In that case, let me clue Time in about how we got to the point where we care so much about money! You see, it was some time around the moment when Herr Schindler traded his last watch to save a Jewish life that money became very important to us.

It took a lot of money to bring huge boats of starving refugee children through Cyprus. It took money to bring Russian Jews sick of pogroms and bread lines through Israel to America. It took even more money to rescue 40,000 Ethiopian Jews from starvation. It takes money to start campaigns like “Save Darfur” to stop Hamas from smuggling weapons which kill Sudanese blacks.

Yes. money. Money changes everything. Money means our kids can go to school and learn about peace, or war. Or learn politics, the study of which will reveal that every Jewish effort at peace is met with more anti-Semitism.

Money, to the Jew, is survival. It’s not about the actual dollar or shekel. It is symbolic of freedom. Just as the Uzi is not symbolic of the bullet, or the death, but the protection it offers to the soldier.

And why don’t we just die? It seems after all this time of being called baby eaters and money grubbers that our self esteem would be so low we would kowtow to the will of Muslim radicals who don’t know an iota of one of the oldest religious texts. But our text is about the gift of life. The gifts that G-d has given us. The things that money can buy because someone put a glorious effort into creating with those gifts. And we are chosen to celebrate, through strife, through unending prejudice, through unending holy war. This is our cause celebre, to show the world a way to live in gratitude and protect life and joy of life with every penny.

So, to answer Time simply, we don’t want to die just because our neighbors refuse our existence. And we need that money to keep throwing parties for every day we are still alive.

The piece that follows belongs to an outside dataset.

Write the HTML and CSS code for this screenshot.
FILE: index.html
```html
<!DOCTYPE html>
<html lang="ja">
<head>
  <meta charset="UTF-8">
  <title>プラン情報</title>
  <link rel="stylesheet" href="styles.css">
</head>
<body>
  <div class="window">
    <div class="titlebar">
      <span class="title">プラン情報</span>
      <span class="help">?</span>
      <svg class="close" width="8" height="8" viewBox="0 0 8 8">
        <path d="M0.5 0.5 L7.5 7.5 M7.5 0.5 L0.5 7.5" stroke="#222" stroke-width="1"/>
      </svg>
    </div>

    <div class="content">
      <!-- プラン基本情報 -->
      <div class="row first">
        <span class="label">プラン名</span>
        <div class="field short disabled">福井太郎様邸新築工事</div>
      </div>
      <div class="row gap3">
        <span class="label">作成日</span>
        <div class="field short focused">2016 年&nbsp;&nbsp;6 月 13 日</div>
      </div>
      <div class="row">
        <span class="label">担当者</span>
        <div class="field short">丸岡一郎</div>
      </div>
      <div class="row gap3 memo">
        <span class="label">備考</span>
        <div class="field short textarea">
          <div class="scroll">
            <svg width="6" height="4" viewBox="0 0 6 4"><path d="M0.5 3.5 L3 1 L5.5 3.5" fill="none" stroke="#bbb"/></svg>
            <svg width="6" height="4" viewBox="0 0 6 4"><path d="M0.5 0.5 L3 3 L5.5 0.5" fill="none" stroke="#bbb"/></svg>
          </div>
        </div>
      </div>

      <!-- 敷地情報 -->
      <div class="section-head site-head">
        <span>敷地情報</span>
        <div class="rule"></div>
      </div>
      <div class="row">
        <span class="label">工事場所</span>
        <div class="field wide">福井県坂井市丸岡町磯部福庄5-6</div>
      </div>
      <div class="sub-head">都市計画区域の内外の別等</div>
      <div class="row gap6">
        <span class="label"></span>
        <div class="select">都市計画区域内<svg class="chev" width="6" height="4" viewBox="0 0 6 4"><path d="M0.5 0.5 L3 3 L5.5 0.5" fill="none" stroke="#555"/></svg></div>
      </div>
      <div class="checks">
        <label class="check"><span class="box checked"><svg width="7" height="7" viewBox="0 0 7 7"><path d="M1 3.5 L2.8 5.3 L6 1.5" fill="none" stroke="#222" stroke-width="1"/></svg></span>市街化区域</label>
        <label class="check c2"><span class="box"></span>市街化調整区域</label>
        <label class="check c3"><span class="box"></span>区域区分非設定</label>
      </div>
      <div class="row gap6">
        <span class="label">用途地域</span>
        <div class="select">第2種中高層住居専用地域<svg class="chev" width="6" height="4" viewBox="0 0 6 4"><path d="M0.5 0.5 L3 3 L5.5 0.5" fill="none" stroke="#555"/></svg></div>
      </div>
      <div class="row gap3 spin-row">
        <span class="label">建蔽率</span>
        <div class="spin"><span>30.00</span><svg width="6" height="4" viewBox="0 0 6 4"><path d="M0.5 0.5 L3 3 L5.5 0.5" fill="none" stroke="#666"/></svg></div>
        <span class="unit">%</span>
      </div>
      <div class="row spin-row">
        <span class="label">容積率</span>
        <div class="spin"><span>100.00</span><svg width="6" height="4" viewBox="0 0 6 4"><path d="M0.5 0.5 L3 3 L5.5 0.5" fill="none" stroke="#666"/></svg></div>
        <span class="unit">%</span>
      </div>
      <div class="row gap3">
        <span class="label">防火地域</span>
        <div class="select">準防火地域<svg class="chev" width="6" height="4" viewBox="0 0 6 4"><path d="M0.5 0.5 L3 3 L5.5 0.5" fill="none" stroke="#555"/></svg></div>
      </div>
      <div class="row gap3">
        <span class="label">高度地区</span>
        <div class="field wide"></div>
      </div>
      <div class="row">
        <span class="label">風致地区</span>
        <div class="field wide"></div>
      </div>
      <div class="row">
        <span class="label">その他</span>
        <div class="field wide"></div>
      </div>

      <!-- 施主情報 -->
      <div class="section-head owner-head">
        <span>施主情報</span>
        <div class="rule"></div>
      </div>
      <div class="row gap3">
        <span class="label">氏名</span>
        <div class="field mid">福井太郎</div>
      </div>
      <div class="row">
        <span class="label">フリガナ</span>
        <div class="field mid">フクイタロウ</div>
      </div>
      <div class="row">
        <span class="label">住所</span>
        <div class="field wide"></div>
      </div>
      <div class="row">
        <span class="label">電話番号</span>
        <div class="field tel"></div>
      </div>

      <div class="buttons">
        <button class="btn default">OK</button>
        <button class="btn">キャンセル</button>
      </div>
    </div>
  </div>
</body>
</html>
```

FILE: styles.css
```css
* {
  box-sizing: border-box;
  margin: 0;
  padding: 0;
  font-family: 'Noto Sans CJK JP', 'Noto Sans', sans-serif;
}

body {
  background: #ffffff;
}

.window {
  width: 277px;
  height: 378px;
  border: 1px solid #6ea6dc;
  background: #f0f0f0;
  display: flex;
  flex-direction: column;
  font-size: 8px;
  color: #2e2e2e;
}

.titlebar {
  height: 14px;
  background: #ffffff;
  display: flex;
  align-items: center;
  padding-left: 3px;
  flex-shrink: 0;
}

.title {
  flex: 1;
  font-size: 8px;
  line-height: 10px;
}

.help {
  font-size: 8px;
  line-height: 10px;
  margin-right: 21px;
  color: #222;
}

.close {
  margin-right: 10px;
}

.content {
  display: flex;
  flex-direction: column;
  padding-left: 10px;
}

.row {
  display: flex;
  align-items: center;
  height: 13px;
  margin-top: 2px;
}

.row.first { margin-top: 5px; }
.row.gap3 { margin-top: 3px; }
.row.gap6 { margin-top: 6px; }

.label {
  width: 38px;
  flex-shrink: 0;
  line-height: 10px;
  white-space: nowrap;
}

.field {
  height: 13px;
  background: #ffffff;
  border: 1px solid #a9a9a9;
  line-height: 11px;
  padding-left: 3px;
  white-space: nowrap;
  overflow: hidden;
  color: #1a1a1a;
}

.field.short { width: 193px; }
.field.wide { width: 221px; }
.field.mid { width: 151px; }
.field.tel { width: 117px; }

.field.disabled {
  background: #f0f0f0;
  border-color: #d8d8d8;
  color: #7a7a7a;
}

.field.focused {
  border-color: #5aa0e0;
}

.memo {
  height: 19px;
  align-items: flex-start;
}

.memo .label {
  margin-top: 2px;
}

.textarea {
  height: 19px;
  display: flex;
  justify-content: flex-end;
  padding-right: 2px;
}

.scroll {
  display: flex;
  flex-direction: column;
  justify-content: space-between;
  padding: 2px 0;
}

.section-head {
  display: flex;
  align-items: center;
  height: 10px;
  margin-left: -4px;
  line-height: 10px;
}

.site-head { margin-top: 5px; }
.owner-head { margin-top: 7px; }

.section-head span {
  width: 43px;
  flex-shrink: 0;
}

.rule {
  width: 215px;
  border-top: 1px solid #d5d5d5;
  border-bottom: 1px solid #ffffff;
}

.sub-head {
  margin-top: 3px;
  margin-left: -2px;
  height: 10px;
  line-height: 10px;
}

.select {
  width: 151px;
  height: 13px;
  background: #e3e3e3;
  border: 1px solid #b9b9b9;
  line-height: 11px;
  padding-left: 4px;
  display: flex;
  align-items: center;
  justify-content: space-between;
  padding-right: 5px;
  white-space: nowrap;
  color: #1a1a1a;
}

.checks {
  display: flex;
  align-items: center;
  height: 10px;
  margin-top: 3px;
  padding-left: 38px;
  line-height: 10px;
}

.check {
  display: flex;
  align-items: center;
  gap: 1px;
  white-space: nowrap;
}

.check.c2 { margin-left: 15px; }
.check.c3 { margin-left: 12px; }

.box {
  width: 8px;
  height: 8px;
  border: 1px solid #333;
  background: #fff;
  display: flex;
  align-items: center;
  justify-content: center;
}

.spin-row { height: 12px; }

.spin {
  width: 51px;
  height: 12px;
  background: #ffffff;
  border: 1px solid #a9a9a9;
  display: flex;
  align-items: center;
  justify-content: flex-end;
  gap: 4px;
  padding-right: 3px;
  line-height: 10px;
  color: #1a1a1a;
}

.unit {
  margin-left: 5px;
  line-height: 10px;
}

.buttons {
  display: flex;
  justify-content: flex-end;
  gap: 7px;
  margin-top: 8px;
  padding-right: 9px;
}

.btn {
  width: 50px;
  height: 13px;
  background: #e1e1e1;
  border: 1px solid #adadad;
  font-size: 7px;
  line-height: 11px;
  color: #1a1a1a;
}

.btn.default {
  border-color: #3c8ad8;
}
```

Thanks, RN&R, for being there to write to; Time wouldn’t care, I’m sure.

Michal Skinner
via email

Type-A DA

Last week at the Washoe County district attorney debate, incumbent Richard Gammick admitted that he isn’t sure he wants to complete a full term and may instead install someone to take his place without an election. Sounds like he plans on pulling a Sarah Palin; getting elected and then not finishing his term. We have elections in this country for a reason, and for an elected official to use them as a tool to install his or her own successor is a big middle finger to the voters. Alaska is glad to be rid of Palin; it’s time for us to get rid of Gammick.

Travis E. Wicks
Reno

Editor’s note: According to the YouTube that shows Gammick’s answer, he said he was uncertain whether he would fill out another term. He did not “admit” that he would not complete that term or that he would arrange a replacement.

Sad story

I currently work for Nevada Department of Transportation on a summer work crew. We mainly landscape along the freeways, and a few times a week we find a sleeping bag or some other “residence” set up along the side of the road. I always try to hide their belongings before someone else sees them because it is the official policy of the department to throw everything away. There have even been instances of homeless persons begging for the work crews not to throw their stuff away. People joke about a time when our supervisor took a pitchfork to a man’s neck because he refused to leave his stuff for them to throw away. Just today there was a bed set up that we found with job classifieds, work boots, toothpaste, and a cooler with food in it. This person was obviously trying to find a job, and they just made jokes as they threw away all of his belongings, no matter how many times I asked them to leave his blankets. Right now we are experiencing a cold snap, and winter is right around the corner, and these people laughed. I cannot possibly sit by idly anymore, so I am writing to you to see what I can do to help these poor people since my boss obviously doesn’t care. Police won’t do anything because NDOT says the homeless are trespassing on state property, even though it is just the side of a road, where nobody can see them. I would appreciate any help you can give me.

Anonymous

Editor’s note: This letter came to us anonymously, and as such, we can’t vouch for its veracity or accuracy. This policy sounds similar to other callous government attempts to clean out the underemployed menace, though, claiming everything from unsanitary conditions to danger to the underemployed, under-sheltered person, and as such, it should be part of the public dialogue.

Second Amendment remedies

I’ll have the AK-47 with the 30-round clip, but hold the night scope. Differences of opinion are great when they are informed, honest differences. But the blather that’s coming from a lot of FOX News watchers is about as misinformed and dishonest as it gets. Yet it’s not just FOX News watchers that are a testament to comfy ignorance. The phenomenon has spread to other mainstream media, as well. Such seepage is not some big conspiracy, either. Primarily to blame is a university system that bankrolls sports but scrimps on academics, while mediocrity becomes some kind of goal for the rest of us. Reasoned debate? Fagedaboutit. There’s much better progress made with name-calling. In the olden days, the minor party in Congress worked with the majority party in Congress. Not any more. The minority party is in bunker mode. It’s their way or the highway—and that’s undemocratic and unrepublican in a democratic republic. If one has looked at history, one sees that when political systems cease to achieve a common goal, the next step for the government (regardless of one’s particular favorite flavor) and the governed is destructive social chaos followed by violence. Fairly cut and dry. So if a well-traveled road of disaster is the one this nation wants to take during the biggest recession in our history, the media should keep up with the sensationalist stories, headlines ending in a question mark (a big no-no in genuine journalism), celebrity “news,” and—most of all—name-calling. The masses are addicted. Maybe then the highest level of education will finally be kindergarten.